King Solomon was the writer of Ecclesiastes. He observed the beauty of how God had assigned everything a season and how these things seemed to repeat over time. Yet, he also observed that God had put an eternal longing in man’s heart that wanted to know and experience more than just what his season on earth allowed. This “eternity” that God put in humanity’s heart makes us unique in creation. We long for that which will last. We long for ultimate meaning and purpose. We long for God. Solomon found that everything “under the sun” was “vanity” (empty, meaningless). Why? Because we long for that which is beyond the sun. We long for the Eternal One. As Pascal said, “There is a God shaped vacuum in the heart of every man which cannot be filled by any created thing, but only by God, the Creator, made known through Jesus.”

“I observed everything going on under the sun, and really, it is all meaningless—like chasing the wind” (Ecclesiates 1:14 NLT)

From: September 2, 2014

The key to understanding Ecclesiates is the repetitive phrase “under the sun.” Unless there is more to life than what we experience “under the sun,” then life is meaningless. Our only hope for meaning is that there is life “beyond the sun.” Written by King Solomon, the book’s Hebrew title is “Qoheleth” (“Teacher” or “Preacher”). The Septuagint (Greek translation of the Old Testament) translated the title as “Ekklesiastes” (“the one calling out”). The Teacher is calling out to his hearers explaining that everything “under the sun” is “meaningless” (or “vanity” as in the KJV).
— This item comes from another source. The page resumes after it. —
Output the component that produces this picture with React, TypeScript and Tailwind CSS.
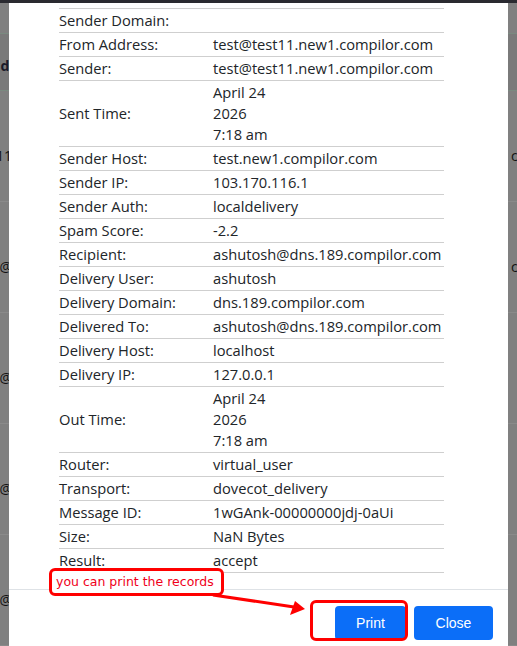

This is why believers are to set their sights on the realities of heaven where Christ their Treasure and ultimate meaning dwells (Col. 3:1-4).

“A youngster’s heart is filled with foolishness, but physical discipline will drive it far away” (Proverbs 22:15)

From: September 2, 2012

Sin and foolishness are synonyms in Proverbs. Wise parents recognize their God-given responsibility to discipline their children to obey. This is hard work. Yet, God has given us this holy stewardship. A parent’s discipline becomes the child’s self-discipline later in life. Better to root out the seed of foolishness in your 3-year old, than to wait and deal with the tree of rebellion in your 13-year old. Parents, do your job!

The key to Ecclesiates

From: September 2, 2009

So, we begin reading Ecclesiates today. Written by King Solomon, the book’s Hebrew title is “Qoheleth” (the preacher or teacher or speaker)
The Greek translation (the Septuagint) translated the title as “ekklesiastes” (which might be translated “the one calling out”). In the New Testament, the word came to be the name for the church (ekklesia – the called out ones). The Preacher is calling out to his hearers explaining that everything “under the sun” is “vanity” (or “meaningless” as in the NIV). The key to understanding Ecclesiates seems to be in this repetitive phrase “under the sun.” Unless there is more to life than what we experience “under the sun,” then life is meaningless. But what if there is life “beyond the sun?”